Companies that employ more than 50 full-time workers will be required by the law to offer coverage to their full-time employees or pay a $2,000 per uncovered worker fine. Some companies could decide that the $2,000 annually is cheaper than paying their share of a health plan for the employee, and pay the fine. But some companies instead are considering slashing hours for full-time (30 hours/week is considered full-time under the law) to skirt the requirement.
Employers that can't or don't want to add low-wage and part-time workers to their employee health plans are considering their options. [...]The IRS is developing “anti-abuse rules” to discourage employers from trying to exploit loopholes; doing things like slashing full-time employees' hours so that they no longer meet the 50 full-time employee threshold. The rules will stipulate that "employers could still fall under the mandate if they employ enough part-time workers to equal 50 full-time workers." They will also prevent companies from using primarily temp workers in an effort to try to circumvent the law. But for some of these large employers, circumventing the law and screwing over their employees is just business as usual, so it'll be a challenge for regulators to close every possible loophole.

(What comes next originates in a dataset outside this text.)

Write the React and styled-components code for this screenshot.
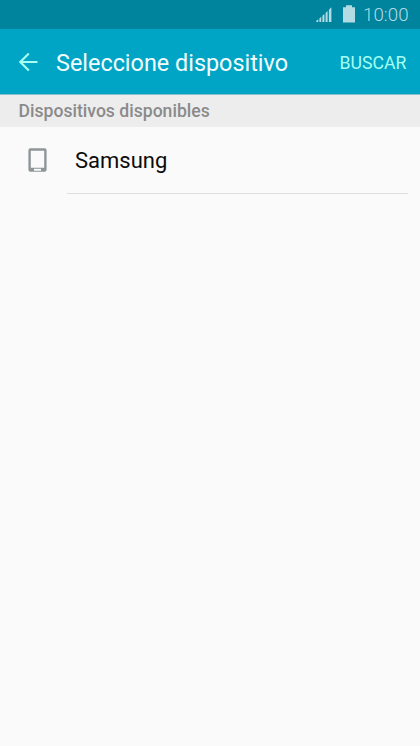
import React from 'react'
import styled, { createGlobalStyle } from 'styled-components'

const devices = [{ id: 1, name: 'Samsung' }]

const App = () => {
	return (
		<>
			<GlobalStyle />
			<Screen>
				<StatusBar>
					<SignalIcon />
					<BatteryIcon />
					<Clock>10:00</Clock>
				</StatusBar>
				<AppBar>
					<BackButton aria-label='Atrás'>
						<BackIcon />
					</BackButton>
					<Title>Seleccione dispositivo</Title>
					<SearchButton>BUSCAR</SearchButton>
				</AppBar>
				<SectionTitle>Dispositivos disponibles</SectionTitle>
				<DeviceList>
					{devices.map(device => (
						<Device key={device.id}>
							<DeviceIcon />
							<DeviceName>{device.name}</DeviceName>
						</Device>
					))}
				</DeviceList>
			</Screen>
		</>
	)
}

const SignalIcon = () => (
	<svg width='16' height='16' viewBox='0 0 16 16' fill='#b3dbe4'>
		<path d='M0.3 15v-1.2l2-1.6V15zM3.4 15v-3.6l1.8-1.6V15zM6.4 15V8.8l2-1.8V15zM9.6 15V6l2-2V15zM12.9 15V2.8l2.5-2.5V15z' />
	</svg>
)

const BatteryIcon = () => (
	<svg width='12' height='18' viewBox='0 0 12 18' fill='#b3dbe4'>
		<path d='M3 0.3h6v2h3V17.6H0V2.3h3z' />
	</svg>
)

const BackIcon = () => (
	<svg width='20' height='20' viewBox='0 0 20 20' fill='none' stroke='#a5fff2' strokeWidth='2.2'>
		<path d='M19.5 10H2.3M10.8 1.4L2.3 10l8.5 8.6' />
	</svg>
)

const DeviceIcon = () => (
	<svg width='20' height='24' viewBox='0 0 20 24'>
		<path
			fill='#8f9699'
			fillRule='evenodd'
			d='M2.4 0.2h14.2A2 2 0 0 1 18.6 2.2v19.5a2 2 0 0 1-2 2h-14.2a2 2 0 0 1-2-2V2.2a2 2 0 0 1 2-2zM2.8 2.8v17h13.4v-17zM6 20.8v1.9h7v-1.9z'
		/>
	</svg>
)

const GlobalStyle = createGlobalStyle`
	* {
		box-sizing: border-box;
	}

	body {
		margin: 0;
		background-color: #fafafa;
		font-family: Roboto, sans-serif;
	}
`

const Screen = styled.div`
	display: flex;
	flex-direction: column;
	width: 100%;
	min-height: 100vh;
	background-color: #fafafa;
`

const StatusBar = styled.div`
	display: flex;
	align-items: center;
	justify-content: flex-end;
	height: 29px;
	padding-right: 11.5px;
	background-color: #00839d;

	& svg:nth-child(2) {
		margin: 0 8px 1px 11px;
	}
`

const Clock = styled.span`
	margin-top: 2px;
	color: #b3dbe4;
	font-size: 18.7px;
	font-weight: 300;
	line-height: 29px;
`

const AppBar = styled.header`
	display: flex;
	align-items: center;
	height: 66px;
	padding: 0 13.5px 0 18px;
	background-color: #00a5c5;
	border-bottom: 1px solid #85c0cd;
`

const BackButton = styled.button`
	display: flex;
	width: 20px;
	padding: 0;
	border: none;
	background: none;
`

const Title = styled.h1`
	flex: 1;
	margin: 3px 0 0 18px;
	color: #f3fcfd;
	font-size: 23.4px;
	font-weight: 400;
	line-height: 28px;
	white-space: nowrap;
`

const SearchButton = styled.button`
	margin-top: 2px;
	padding: 0;
	border: none;
	background: none;
	color: #a5fff2;
	font-family: inherit;
	font-size: 17.7px;
	line-height: 22px;
`

const SectionTitle = styled.h2`
	height: 32px;
	margin: 0;
	padding-left: 18.5px;
	background-color: #ededed;
	color: #8a8a8a;
	font-size: 17.6px;
	font-weight: 500;
	line-height: 33px;
`

const DeviceList = styled.ul`
	margin: 0;
	padding: 0;
	list-style: none;
`

const Device = styled.li`
	display: flex;
	align-items: center;
	height: 67px;
	padding: 0 12px 0 28px;

	& svg {
		margin-bottom: 1px;
	}
`

const DeviceName = styled.span`
	flex: 1;
	height: 67px;
	margin-left: 19px;
	padding-left: 8px;
	border-bottom: 1px solid #dedede;
	color: #0c0c0c;
	font-size: 22px;
	line-height: 68px;
`

export default App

One way to avoid the law's requirements is to reduce employees' hours to below the 30-hour threshold that marks them as full-time. Retail and food-service firms like Darden Restaurants, which owns the Olive Garden and other chains, have publicly weighed this approach, as have some universities and other employers.
That will make the universal access to health insurance goal of the law harder to achieve, particularly in those states that refuse to expand Medicaid to cover more of the working poor.